Wahsatch Steeplechase (1979)
According to the event’s website, McKay Edwards dreamed up the race in 1979. Starting in Salt Lake City’s Memory Grove, runners could choose from three courses: Twin Peaks Derby (8 miles); Black Mountain Classic (15.5 miles); and the 26.2-mile Wahsatch Crest Marathon.
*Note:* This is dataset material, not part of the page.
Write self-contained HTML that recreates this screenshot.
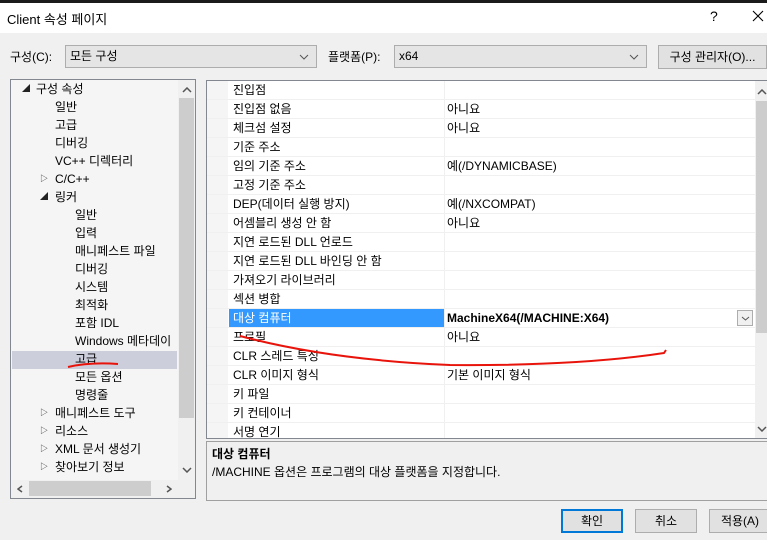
<!DOCTYPE html>
<html><head><meta charset="utf-8"><style>
*{margin:0;padding:0;box-sizing:border-box}
body{width:767px;height:540px;background:#f0f0f0;position:relative;overflow:hidden;font-family:"Liberation Sans","Noto Sans CJK KR",sans-serif;font-size:12px;color:#000}
.a{position:absolute;white-space:nowrap}
.combo{position:absolute;background:#e5e5e5;border:1px solid #adadad;height:23px;line-height:21px;padding-left:4px}
.btn{position:absolute;background:#e1e1e1;border:1px solid #adadad;height:24px;line-height:22px;text-align:center}
.tr{position:absolute;height:18px;line-height:18px}
.row{position:absolute;left:0;width:548px;height:19px;border-bottom:1px solid #f0f0f0;line-height:18px}
.row .l{position:absolute;left:26px}
.row .r{position:absolute;left:237px;width:1px;top:0;height:19px;background:#f0f0f0}
.row .v{position:absolute;left:240px}
.tri{position:absolute;font-size:8px;color:#222;height:18px;line-height:18px}
</style></head><body>
<div class="a" style="left:0;top:0;width:767px;height:3px;background:#1b1b1b"></div>
<div class="a" style="left:0;top:3px;width:767px;height:30px;background:#fff"></div>
<div class="a" style="left:7px;top:9px;font-size:13px">Client 속성 페이지</div>
<div class="a" style="left:710px;top:8px;font-size:14px">?</div>
<svg class="a" style="left:752px;top:10px" width="12" height="12"><path d="M1 1L11 11M11 1L1 11" stroke="#000" stroke-width="1.1"/></svg>

<div class="a" style="left:10px;top:48px">구성(C):</div>
<div class="combo" style="left:65px;top:45px;width:252px">모든 구성<svg class="a" style="right:7px;top:8px" width="10" height="6"><path d="M1 1L5 5L9 1" stroke="#555" fill="none"/></svg></div>
<div class="a" style="left:328px;top:48px">플랫폼(P):</div>
<div class="combo" style="left:394px;top:45px;width:253px">x64<svg class="a" style="right:7px;top:8px" width="10" height="6"><path d="M1 1L5 5L9 1" stroke="#555" fill="none"/></svg></div>
<div class="btn" style="left:658px;top:45px;width:109px">구성 관리자(O)...</div>

<!-- tree -->
<div class="a" style="left:10px;top:79px;width:186px;height:420px;background:#f5f5f5;border:1px solid #828790"></div>
<div class="a" style="left:178px;top:80px;width:17px;height:400px;background:#f0f0f0"></div>
<div class="a" style="left:179px;top:98px;width:15px;height:320px;background:#cdcdcd"></div>
<svg class="a" style="left:182px;top:87px" width="10" height="6"><path d="M1 5L5 1L9 5" stroke="#555" stroke-width="1.5" fill="none"/></svg>
<svg class="a" style="left:182px;top:467px" width="10" height="6"><path d="M1 1L5 5L9 1" stroke="#555" stroke-width="1.5" fill="none"/></svg>
<div class="a" style="left:11px;top:480px;width:184px;height:18px;background:#f0f0f0"></div>
<div class="a" style="left:29px;top:481px;width:122px;height:15px;background:#cdcdcd"></div>
<svg class="a" style="left:17px;top:485px" width="6" height="8"><path d="M5 1L1 4L5 7" stroke="#555" stroke-width="1.5" fill="none"/></svg>
<svg class="a" style="left:166px;top:485px" width="6" height="8"><path d="M1 1L5 4L1 7" stroke="#555" stroke-width="1.5" fill="none"/></svg>
<div class="a" style="left:12px;top:351px;width:165px;height:18px;background:#cccedb"></div>
<span class="tri" style="left:22px;top:80px">◢</span><div class="tr" style="left:36px;top:80px">구성 속성</div>
<div class="tr" style="left:55px;top:98px">일반</div>
<div class="tr" style="left:55px;top:116px">고급</div>
<div class="tr" style="left:55px;top:134px">디버깅</div>
<div class="tr" style="left:55px;top:152px">VC++ 디렉터리</div>
<span class="tri" style="left:40px;top:170px">▷</span><div class="tr" style="left:55px;top:170px">C/C++</div>
<span class="tri" style="left:40px;top:188px">◢</span><div class="tr" style="left:55px;top:188px">링커</div>
<div class="tr" style="left:75px;top:206px">일반</div>
<div class="tr" style="left:75px;top:224px">입력</div>
<div class="tr" style="left:75px;top:242px">매니페스트 파일</div>
<div class="tr" style="left:75px;top:260px">디버깅</div>
<div class="tr" style="left:75px;top:278px">시스템</div>
<div class="tr" style="left:75px;top:296px">최적화</div>
<div class="tr" style="left:75px;top:314px">포함 IDL</div>
<div class="tr" style="left:75px;top:332px;width:102px;overflow:hidden">Windows 메타데이터</div>
<div class="tr" style="left:75px;top:350px">고급</div>
<div class="tr" style="left:75px;top:368px">모든 옵션</div>
<div class="tr" style="left:75px;top:386px">명령줄</div>
<span class="tri" style="left:40px;top:404px">▷</span><div class="tr" style="left:55px;top:404px">매니페스트 도구</div>
<span class="tri" style="left:40px;top:422px">▷</span><div class="tr" style="left:55px;top:422px">리소스</div>
<span class="tri" style="left:40px;top:440px">▷</span><div class="tr" style="left:55px;top:440px">XML 문서 생성기</div>
<span class="tri" style="left:40px;top:458px">▷</span><div class="tr" style="left:55px;top:458px">찾아보기 정보</div>

<!-- grid -->
<div class="a" style="left:206px;top:80px;width:561px;height:359px;background:#fff;border:1px solid #828790;border-right:none;overflow:hidden">
<div class="a" style="left:0;top:0;width:21px;height:359px;background:#f5f5f5"></div>
<div class="a" style="left:548px;top:0;width:13px;height:359px;background:#f0f0f0"></div>
<div class="a" style="left:549px;top:20px;width:12px;height:232px;background:#cdcdcd"></div>
<svg class="a" style="left:550px;top:8px" width="10" height="6"><path d="M1 5L5 1L9 5" stroke="#555" stroke-width="1.5" fill="none"/></svg>
<svg class="a" style="left:550px;top:345px" width="10" height="6"><path d="M1 1L5 5L9 1" stroke="#555" stroke-width="1.5" fill="none"/></svg>
<div style="position:absolute;left:0;top:0;width:548px">
<div class="row" style="top:0"><span class="l">진입점</span><span class="r"></span></div>
<div class="row" style="top:19px"><span class="l">진입점 없음</span><span class="r"></span><span class="v">아니요</span></div>
<div class="row" style="top:38px"><span class="l">체크섬 설정</span><span class="r"></span><span class="v">아니요</span></div>
<div class="row" style="top:57px"><span class="l">기준 주소</span><span class="r"></span></div>
<div class="row" style="top:76px"><span class="l">임의 기준 주소</span><span class="r"></span><span class="v">예(/DYNAMICBASE)</span></div>
<div class="row" style="top:95px"><span class="l">고정 기준 주소</span><span class="r"></span></div>
<div class="row" style="top:114px"><span class="l">DEP(데이터 실행 방지)</span><span class="r"></span><span class="v">예(/NXCOMPAT)</span></div>
<div class="row" style="top:133px"><span class="l">어셈블리 생성 안 함</span><span class="r"></span><span class="v">아니요</span></div>
<div class="row" style="top:152px"><span class="l">지연 로드된 DLL 언로드</span><span class="r"></span></div>
<div class="row" style="top:171px"><span class="l">지연 로드된 DLL 바인딩 안 함</span><span class="r"></span></div>
<div class="row" style="top:190px"><span class="l">가져오기 라이브러리</span><span class="r"></span></div>
<div class="row" style="top:209px"><span class="l">섹션 병합</span><span class="r"></span></div>
<div class="row" style="top:228px"><div class="a" style="left:22px;top:0;width:215px;height:18px;background:#3399ff"></div><span class="l" style="color:#fff">대상 컴퓨터</span><span class="r"></span><span class="v" style="font-weight:bold">MachineX64(/MACHINE:X64)</span><div class="a" style="left:530px;top:1px;width:16px;height:16px;border:1px solid #adadad;background:#f0f0f0"><svg class="a" style="left:3px;top:5px" width="9" height="5"><path d="M1 1L4.5 4L8 1" stroke="#555" fill="none"/></svg></div></div>
<div class="row" style="top:247px"><span class="l">프로필</span><span class="r"></span><span class="v">아니요</span></div>
<div class="row" style="top:266px"><span class="l">CLR 스레드 특성</span><span class="r"></span></div>
<div class="row" style="top:285px"><span class="l">CLR 이미지 형식</span><span class="r"></span><span class="v">기본 이미지 형식</span></div>
<div class="row" style="top:304px"><span class="l">키 파일</span><span class="r"></span></div>
<div class="row" style="top:323px"><span class="l">키 컨테이너</span><span class="r"></span></div>
<div class="row" style="top:342px"><span class="l">서명 연기</span><span class="r"></span></div>
</div>
</div>

<!-- description -->
<div class="a" style="left:206px;top:441px;width:561px;height:60px;border:1px solid #a0a0a0;border-right:none"></div>
<div class="a" style="left:212px;top:445px;font-weight:bold">대상 컴퓨터</div>
<div class="a" style="left:212px;top:463px">/MACHINE 옵션은 프로그램의 대상 플랫폼을 지정합니다.</div>

<svg class="a" style="left:0;top:0" width="767" height="540">
<path d="M68 367 Q90 362 118 364" stroke="#e8140c" stroke-width="2" fill="none"/>
<path d="M240 336 Q330 360 450 365 Q580 366 664 353 L666 350" stroke="#e8140c" stroke-width="2" fill="none"/>
</svg>

<div class="btn" style="left:561px;top:509px;width:62px;border:2px solid #0078d7;line-height:20px">확인</div>
<div class="btn" style="left:635px;top:509px;width:62px">취소</div>
<div class="btn" style="left:709px;top:509px;width:62px">적용(A)</div>
</body></html>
It is interesting that two of the five pre-Wasatch 100 trail races continue to this day (Crazy Bob’s Bair Gutsman and Wahsatch Steeplechase). Also noteworthy is that the original Wasatch 100 course followed Richard Barnum-Reece’s Flight of the Eagle route from its start on Highway 89 to the “Maintenance Sheds” at 14.6 miles before dropping east towards Hardscrabble Canyon. One year, the Wasatch 100 followed the Bair Gutsman “long course” from below the Maintenance Sheds up over Bountiful Peak before resuming the current route at the “Bountiful B” aid station. Coincidently, in 2016, the race committee was forced to abandon the route to Chinscraper and chose to follow most of the Bair Gutsman course up Bair Canyon, then down the gravel road to the Maintenance Sheds. The current Wasatch 100 course also traverses a small section of trail that was in the Park City 40-mile run. According to participant Rick May, that early run included the section from Brighton to Catherine Pass, miles 67 to 69.75 on the 2017 Wasatch course.
From what I could learn, race organizers and the handful of participants characterized themselves as “just runners who loved playing in the mountains”.